Closed End Funds are High Yielding Reliable Cash Flows for John Scott

May 28, 2021
John Cole Scott is the Chief Investment Officer of Closed-End Fund Advisors.

John Cole Scott, Chief Investment Officer, Closed-End Fund Advisors.

John Cole Scott, CFS, is Chief Investment Officer of Closed-End Fund Advisors.

Mr. Scott has worked at Closed-End Fund Advisors since 2001. He holds the FINRA 66 License and the Certified Fund Specialist designation (CFS).

He is a graduate of The College of William and Mary and has been quoted and interviewed widely in the financial press, and has presented at conferences and for investment groups on more than 50 occasions.

In 2008 Mr. Scott founded CEFA’s Closed-End Fund Universe, a data service covering all U.S. listed closed-end funds and BDCs. Currently supported by an internal 10-member data and analysis team, the service covers the 600+ ticker universe of CEFs/BDCs/iCEFs. They regularly do consulting and projects for CEF/BDC sponsors, hedge funds and institutional investors.

He is a Portfolio Consultant with over $300MM+ in deposits into a UIT focused on BDCs with a fund sponsor partner. He developed 35 CEF/BDC based indexes: 9 diversified portfolio objective, 9 equity and 15 bond sector.

Mr. Scott is also the Founder & Exec. Chairman of Active Investment Company Alliance (AICA). Mr. Scott is a past board member of The Richmond Association for Business Economics (RABE), and serves as Assistant Treasurer and on the Investment Committee for The New York State Society of The Cincinnati, and board member and Finance & Investment Committees for The William & Mary National Alumni Board.

In this extensive 5,172 word interview, exclusively in the Wall Street Transcript, Mr. Scott details his data driven Closed End Fund investment philosophy and selects some potential examples for investors.

“We have my team at the firm that understands closed-end funds. We have 10 analysts that input the back end. We get data feeds or spreadsheets from some sponsors.

We review SEC filings and press releases and such. Some things are automated, and some things are human only. I would say that, while it’s considered to be a lot of information, we focus heavily on having more granular and a more closed-end-fund-centric data perspective.

It is not looking at a closed-end fund through an open-end fund lens.

Also, BDCs are a hybrid investment structure, blending a closed-end fund with an operating company, but technically speaking, their SEC filings state they are “closed-ended management companies” so they are a 1980 modification to the 1940 Investment Company Act.
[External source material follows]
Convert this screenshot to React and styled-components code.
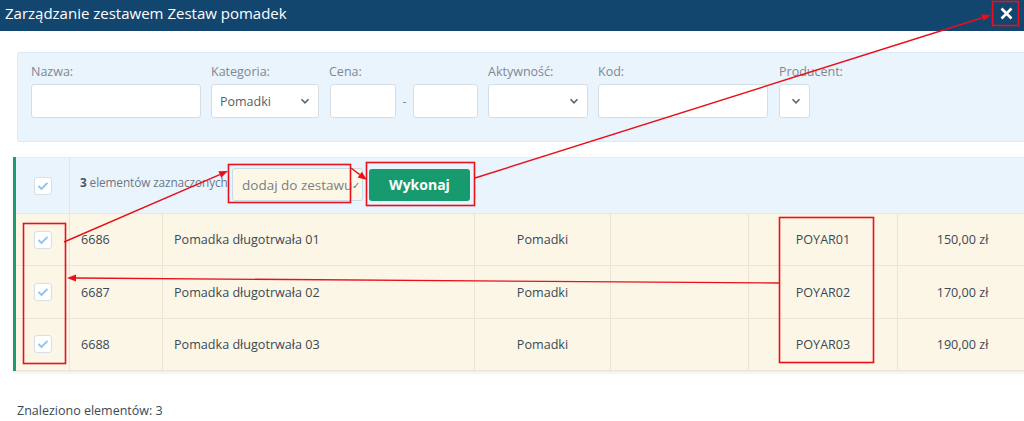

They still have active management for a diversified portfolio of holdings.

It is generally a listing of common stock that you buy and sell through an exchange like traditional CEFs. It has a very similar flavor and offers investors exposure to investments that are often similar to high-yield bond funds or senior loan funds.”

John Scott is a big advocate of Closed End Fund investing:

A closed-end fund has an initial public offering when investors buy shares. Capital is raised. A public listing occurs on an exchange with most on the New York Stock Exchange for U.S. investors.

There are some at NASDAQ but, just to put in perspective, there are closed-end funds listed in London, in Toronto and Hong Kong, so it is not a unique to the U.S. investment. The primary difference with closed-end funds is that they have a fixed pool of capital, the capital a fund uses to make the investments.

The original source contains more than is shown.